La cause devrait être entendue et les candidats de gouvernement devraient soutenir la TVA sociale avec enthousiasme. Or il n’en est rien. Le haro est général. Le hiatus entre technique et politique tourne ici au gouffre. Que voulez-vous, la dame a mauvaise réputation!

Parce que, politiquement, «There is no such thing as a good tax», comme le disait Churchill; et, du coup, les deux mots «TVA» et «social» sont entrés en collision, accréditant dans l’imaginaire collectif le contre-sens dévastateur d’une «taxe sur le social»! Malentendu aggravé par la présentation de la mesure dans la plupart des médias, où l’accent est mis sur la hausse de la TVA tandis que sa contrepartie, la baisse des charges, est, soit minimisée, soit carrément oubliée…

Un Président qui a perdu la main?

Demeure alors une question capitale, elle aussi éminemment politique: quelle mouche a donc piqué le Président, plutôt connu pour être habile manœuvrier? A-t-il oublié, en présentant une telle mesure en extrême fin de mandat, l’importance décisive du timing en politique et les leçons les plus élémentaires de Machiavel sur l’art de gérer Dame Fortune? Et les commentateurs de ressasser gravement la question, les plus hostiles décrétant que décidément l’homme a perdu la main, les plus favorables demeurant dans la perplexité, saluant au mieux un «périlleux courage», et les députés UMP désespérant de leur réélection…

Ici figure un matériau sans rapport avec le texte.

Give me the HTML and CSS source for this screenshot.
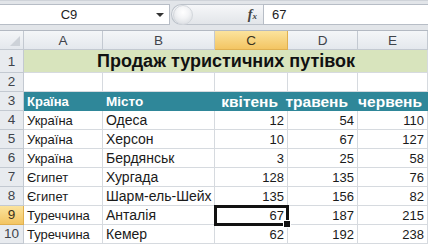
FILE: index.html
```html
<!DOCTYPE html>
<html>
<head>
<meta charset="utf-8">
<link rel="stylesheet" href="styles.css">
</head>
<body>
<div class="app">
  <div class="fbar">
    <div class="namebox"><span class="nb-text">C9</span><span class="nb-arrow"></span></div>
    <div class="pill"><span class="pill-knob"></span><span class="fx"><i>f</i><small>x</small></span></div>
    <div class="formula">67</div>
  </div>
  <div class="sheet">
    <div class="corner"><span class="tri"></span></div>
    <div class="ch">A</div><div class="ch">B</div><div class="ch sel">C</div><div class="ch">D</div><div class="ch">E</div>

    <div class="rh r1">1</div>
    <div class="title">Продаж туристичних путівок</div>

    <div class="rh">2</div>
    <div class="c"></div><div class="c"></div><div class="c"></div><div class="c"></div><div class="c"></div>

    <div class="rh">3</div>
    <div class="c hd">Країна</div><div class="c hd city">Місто</div><div class="c hd mh">квітень</div><div class="c hd mh">травень</div><div class="c hd mh last">червень</div>

    <div class="rh">4</div>
    <div class="c">Україна</div><div class="c city">Одеса</div><div class="c n">12</div><div class="c n">54</div><div class="c n">110</div>

    <div class="rh">5</div>
    <div class="c">Україна</div><div class="c city">Херсон</div><div class="c n">10</div><div class="c n">67</div><div class="c n">127</div>

    <div class="rh">6</div>
    <div class="c">Україна</div><div class="c city">Бердянськ</div><div class="c n">3</div><div class="c n">25</div><div class="c n">58</div>

    <div class="rh">7</div>
    <div class="c">Єгипет</div><div class="c city">Хургада</div><div class="c n">128</div><div class="c n">135</div><div class="c n">76</div>

    <div class="rh">8</div>
    <div class="c">Єгипет</div><div class="c city">Шарм-ель-Шейх</div><div class="c n">135</div><div class="c n">156</div><div class="c n">82</div>

    <div class="rh sel">9</div>
    <div class="c">Туреччина</div><div class="c city">Анталія</div><div class="c n active">67<span class="handle"></span></div><div class="c n">187</div><div class="c n">215</div>

    <div class="rh">10</div>
    <div class="c">Туреччина</div><div class="c city">Кемер</div><div class="c n">62</div><div class="c n">192</div><div class="c n">238</div>
  </div>
</div>
</body>
</html>
```
FILE: styles.css
```css
html, body {
  margin: 0;
  padding: 0;
  background: #fff;
}
.app {
  width: 428px;
  height: 244px;
  overflow: hidden;
  font-family: "Liberation Sans", Arial, sans-serif;
  font-size: 13px;
  color: #1a1a1a;
  background: #e2e5e9;
}
.fbar {
  height: 30px;
  box-sizing: border-box;
  padding: 3px 0 5px 0;
  display: flex;
  align-items: stretch;
  border-top: 1px solid #cfd3d9;
}
.namebox {
  width: 170px;
  box-sizing: border-box;
  background: #fff;
  border: 1px solid #b7bdc6;
  border-left: none;
  display: flex;
  align-items: center;
}
.nb-text {
  flex: 1;
  text-align: center;
  font-size: 13px;
  color: #222;
  padding-right: 18px;
}
.nb-arrow {
  width: 0;
  height: 0;
  border-left: 4px solid transparent;
  border-right: 4px solid transparent;
  border-top: 4px solid #333;
  margin-right: 5px;
}
.pill {
  width: 92px;
  box-sizing: border-box;
  margin-left: 1px;
  border: 1px solid #bcc2ca;
  border-right: none;
  border-radius: 11px 0 0 11px;
  background: linear-gradient(#f6f7f9, #e2e5e9);
  display: flex;
  align-items: center;
  justify-content: space-between;
  padding: 0 6px 0 1px;
}
.pill-knob {
  width: 18px;
  height: 18px;
  border-radius: 50%;
  background: radial-gradient(circle at 50% 35%, #ffffff 0, #f3f4f6 40%, #d3d7dc 100%);
  border: 1px solid #d3d7dc;
}
.fx {
  font-family: "Liberation Serif", serif;
  color: #444;
  font-size: 14px;
  font-weight: bold;
}
.fx i { font-style: italic; }
.fx small { font-size: 9px; font-style: italic; }
.formula {
  flex: 1;
  background: #fff;
  border: 1px solid #b7bdc6;
  border-right: none;
  padding-left: 8px;
  display: flex;
  align-items: center;
  color: #222;
}
.sheet {
  display: grid;
  grid-template-columns: 24px 79px 112px 73px 70px 70px;
  grid-template-rows: 19px 23px repeat(9, 19px);
  background: #fff;
  border-top: 1px solid #b3b9c2;
}
.sheet > div {
  box-sizing: border-box;
  border-right: 1px solid #d6dadf;
  border-bottom: 1px solid #d6dadf;
  white-space: nowrap;
  overflow: hidden;
}
.corner, .ch, .rh {
  background: linear-gradient(#f4f6f8, #e4e8ed);
  color: #3f444b;
  border-color: #c3c9d1 !important;
}
.corner {
  position: relative;
}
.tri {
  position: absolute;
  right: 3px;
  bottom: 3px;
  width: 0;
  height: 0;
  border-left: 10px solid transparent;
  border-bottom: 10px solid #cdd2d8;
}
.ch {
  text-align: center;
  line-height: 19px;
  font-size: 13.5px;
}
.rh {
  text-align: center;
  line-height: 18px;
  font-size: 13.5px;
  background: #e8ebef;
}
.rh.r1 { line-height: 24px; }
.ch.sel, .rh.sel {
  background: linear-gradient(#fbe39d, #f3c563);
  color: #3a3220;
  border-color: #e0b050 !important;
}
.title {
  grid-column: 2 / span 5;
  background: #d8e4bd;
  font-weight: bold;
  font-size: 18px;
  line-height: 23px;
  padding-left: 73px;
  color: #111;
}
.c {
  padding: 0 3px;
  line-height: 19px;
}
.c.city {
  font-size: 14px;
}
.n { text-align: right; }
.hd {
  background: #2f8799;
  color: #fff;
  font-weight: bold;
  border-color: #2f8799 !important;
  padding: 0 2px 0 3px;
}
.hd.city { font-size: 13.5px; }
.hd.mh {
  font-size: 15.5px;
  display: flex;
  justify-content: flex-end;
  overflow: visible;
  padding-right: 9px;
}
.hd.mh.last {
  padding-right: 5px;
}
.active {
  position: relative;
  overflow: visible !important;
  outline: 3px solid #111;
  outline-offset: -2px;
  z-index: 2;
}
.handle {
  position: absolute;
  right: -4px;
  bottom: -4px;
  width: 6px;
  height: 6px;
  background: #111;
  border: 1px solid #fff;
}
```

La «valeur travail», clef du quinquennat

A moins que… A moins qu’avec cette mesure, Nicolas Sarkozy ne prépare l’élément clef de son futur argumentaire, à la fois sur le plan défensif et offensif:

Défensif face à une critique montante –et redoutable–, tant chez ses adversaires que chez les observateurs: celle qui met en cause ses «revirements», ses «incohérences», sa «navigation à vue», et autres «renoncements». Or, de l’exonération des charges sociales et fiscales sur les heures supplémentaires (été 2007) à la TVA sociale (hiver 2012), en passant par la suppression de la taxe professionnelle (2010), il pourra faire valoir une ligne claire et constante malgré la crise, la ligne même de sa campagne victorieuse d’il y a 5 ans: la priorité absolue accordée, d’un bout à l’autre du quinquennat, au travail. Il tiendrait alors la clef de présentation de son bilan, l’intrigue de son propre récit, dont il assurerait ainsi, enjeu déterminant s’il en est, la lisibilité.

Offensif, car le travail demeure une valeur sociétale cardinale, dont toutes les enquêtes montrent la popularité persistante chez les Français. Dans le combat des valeurs, dont on sait depuis Max Weber qu’elle constitue l’essence même du politique, et face à l’arme redoutable maniée avec talent par François Hollande, la justice, Nicolas Sarkozy disposerait ainsi d’une ressource de poids. De nature notamment à contrebalancer auprès des classes populaires et moyennes, qui sont les premiers bénéficiaires de cette politique (le dit-on assez dans la majorité?), le qualificatif dévastateur de «Président des Riches».

A défi politique, réponse politique!